While its pioneers expound microfinance's altruistic aims and present it as an unambiguous success story, there are those who argue that beyond the hype, microfinance has in reality changed little for the lives of the poor. Economic consultant Milford Bateman has been an outspoken critic of microfinance, blasting it in his recent book Why Doesn't Microfinance Work? Bateman points to new studies that show that over 80 per cent of microfinance is being used for consumptive credit and creates almost no new businesses, dismissing the romantic "rags-to-riches through enterprise" idealism that initially captured the public's imagination. Bateman goes so far as to suggest that microfinance could in fact be holding back developing nations' economies by promoting micro-enterprises that rarely grow beyond one person firms, restraining the development of proper industrial infrastructure.

Although long-term studies of microfinance's impact are lacking, the picture that emerges so far is one of people simply getting by, rather than escaping the clutches of poverty. Perhaps this isn't so surprising. After all, why should the simple extension of financial services suddenly provide the cure for poverty? Given that credit has the capacity to drag those who use it unwisely into cycles of deprivation, probably it's excessively optimistic to imagine that it could also be used to escape the very same fate.

But despite its detractors, it seems fair to say that microfinance has certainly improved the quality of life of millions of the world's poorest, even if just by providing them with access to low interest credit to escape the worst ravages of day-to-day poverty and misfortune. However, those looking for a magical development solution will be disappointed; microfinance may alleviate poverty to some extent, but it's unlikely to transform developing nations into industrial superpowers.

What is microfinance?

The provision of small loans and other financial services to low-income consumers - not just via credit, but also savings, insurance and other financial products.
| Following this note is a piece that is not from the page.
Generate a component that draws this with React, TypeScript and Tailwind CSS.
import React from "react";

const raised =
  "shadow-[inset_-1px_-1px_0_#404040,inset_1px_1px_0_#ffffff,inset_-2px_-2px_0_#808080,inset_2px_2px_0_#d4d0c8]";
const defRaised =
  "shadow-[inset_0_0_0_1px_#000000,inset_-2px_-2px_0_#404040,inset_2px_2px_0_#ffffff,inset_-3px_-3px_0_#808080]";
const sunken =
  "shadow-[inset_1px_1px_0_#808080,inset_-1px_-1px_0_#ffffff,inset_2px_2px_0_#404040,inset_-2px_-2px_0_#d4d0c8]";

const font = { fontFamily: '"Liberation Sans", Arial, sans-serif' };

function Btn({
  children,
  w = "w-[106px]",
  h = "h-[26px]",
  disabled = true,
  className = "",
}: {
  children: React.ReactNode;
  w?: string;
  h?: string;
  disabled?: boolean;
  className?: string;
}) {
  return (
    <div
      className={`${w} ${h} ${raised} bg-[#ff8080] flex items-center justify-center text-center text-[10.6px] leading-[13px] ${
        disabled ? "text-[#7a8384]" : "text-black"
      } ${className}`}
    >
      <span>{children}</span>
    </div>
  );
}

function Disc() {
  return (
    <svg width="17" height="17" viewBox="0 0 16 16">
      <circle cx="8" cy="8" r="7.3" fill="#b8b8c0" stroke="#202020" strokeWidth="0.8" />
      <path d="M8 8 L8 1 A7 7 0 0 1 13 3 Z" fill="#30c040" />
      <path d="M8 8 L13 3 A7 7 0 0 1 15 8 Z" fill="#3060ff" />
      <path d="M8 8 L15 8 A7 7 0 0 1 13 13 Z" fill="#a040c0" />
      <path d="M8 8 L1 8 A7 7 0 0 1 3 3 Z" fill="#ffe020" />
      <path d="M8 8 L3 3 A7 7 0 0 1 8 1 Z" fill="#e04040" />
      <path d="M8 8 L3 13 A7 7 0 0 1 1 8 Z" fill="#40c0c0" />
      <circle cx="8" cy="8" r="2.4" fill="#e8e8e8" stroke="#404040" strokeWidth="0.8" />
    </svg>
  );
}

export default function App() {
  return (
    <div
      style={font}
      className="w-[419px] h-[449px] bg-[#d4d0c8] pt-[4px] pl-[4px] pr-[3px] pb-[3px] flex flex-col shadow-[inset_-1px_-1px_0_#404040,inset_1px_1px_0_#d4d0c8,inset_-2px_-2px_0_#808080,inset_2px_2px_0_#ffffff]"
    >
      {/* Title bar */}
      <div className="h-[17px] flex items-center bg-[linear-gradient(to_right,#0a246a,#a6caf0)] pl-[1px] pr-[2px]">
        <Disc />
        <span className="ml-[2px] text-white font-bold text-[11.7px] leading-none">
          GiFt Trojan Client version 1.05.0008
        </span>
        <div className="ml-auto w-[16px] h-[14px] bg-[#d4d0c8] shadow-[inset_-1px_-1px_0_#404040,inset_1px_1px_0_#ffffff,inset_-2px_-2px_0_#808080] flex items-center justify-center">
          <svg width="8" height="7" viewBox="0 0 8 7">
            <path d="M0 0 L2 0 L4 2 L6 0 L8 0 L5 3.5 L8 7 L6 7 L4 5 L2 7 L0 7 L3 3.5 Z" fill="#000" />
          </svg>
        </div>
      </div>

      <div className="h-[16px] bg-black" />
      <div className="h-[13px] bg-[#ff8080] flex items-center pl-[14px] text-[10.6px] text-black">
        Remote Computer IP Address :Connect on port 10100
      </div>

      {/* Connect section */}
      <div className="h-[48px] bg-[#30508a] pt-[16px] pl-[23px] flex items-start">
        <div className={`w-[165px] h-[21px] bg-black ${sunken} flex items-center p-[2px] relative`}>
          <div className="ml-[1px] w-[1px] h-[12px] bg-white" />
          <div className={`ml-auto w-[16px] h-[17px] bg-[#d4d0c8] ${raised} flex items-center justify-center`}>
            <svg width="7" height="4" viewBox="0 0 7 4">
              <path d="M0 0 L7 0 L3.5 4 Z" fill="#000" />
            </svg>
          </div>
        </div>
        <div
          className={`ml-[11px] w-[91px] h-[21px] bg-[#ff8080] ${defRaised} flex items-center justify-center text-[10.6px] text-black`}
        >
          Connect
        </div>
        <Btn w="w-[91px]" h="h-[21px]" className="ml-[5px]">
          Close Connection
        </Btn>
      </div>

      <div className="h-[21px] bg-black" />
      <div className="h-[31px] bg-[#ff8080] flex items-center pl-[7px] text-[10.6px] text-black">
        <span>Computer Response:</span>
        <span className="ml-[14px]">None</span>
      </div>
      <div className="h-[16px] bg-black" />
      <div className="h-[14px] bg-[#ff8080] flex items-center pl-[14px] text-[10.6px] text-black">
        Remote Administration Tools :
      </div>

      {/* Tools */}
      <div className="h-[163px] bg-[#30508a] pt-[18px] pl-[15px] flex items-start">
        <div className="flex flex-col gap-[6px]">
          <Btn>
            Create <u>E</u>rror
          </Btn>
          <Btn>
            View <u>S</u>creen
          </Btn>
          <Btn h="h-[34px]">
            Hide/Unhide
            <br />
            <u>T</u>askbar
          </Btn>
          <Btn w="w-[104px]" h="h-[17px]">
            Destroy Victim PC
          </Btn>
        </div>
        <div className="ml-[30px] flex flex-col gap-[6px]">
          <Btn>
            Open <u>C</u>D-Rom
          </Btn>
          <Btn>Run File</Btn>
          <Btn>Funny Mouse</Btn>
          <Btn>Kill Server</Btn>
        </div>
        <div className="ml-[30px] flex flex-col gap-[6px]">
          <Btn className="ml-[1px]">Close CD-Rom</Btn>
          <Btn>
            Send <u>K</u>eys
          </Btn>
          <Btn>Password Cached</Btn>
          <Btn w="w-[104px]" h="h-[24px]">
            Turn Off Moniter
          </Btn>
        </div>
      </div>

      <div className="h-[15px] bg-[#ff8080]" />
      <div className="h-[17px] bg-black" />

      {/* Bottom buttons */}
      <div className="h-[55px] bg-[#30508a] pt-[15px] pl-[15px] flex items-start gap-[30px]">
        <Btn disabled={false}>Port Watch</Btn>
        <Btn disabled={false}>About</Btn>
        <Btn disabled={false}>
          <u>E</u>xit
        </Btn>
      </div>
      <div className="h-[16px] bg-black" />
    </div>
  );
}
Traditionally, this portion of society has been overlooked by the financial sector because the costs of managing these services to a client are largely fixed; it costs 100 times as much for banks to lend £1000 to 100 clients as it does to lend one client £100,000, yet the total revenue from both loans remains roughly the same to the bank, leaving little financial incentive to loan money to clients with little or no income.

In addition, the lack of collateral and previous lending history makes low-income clients a more risky prospect to potential mainstream creditors.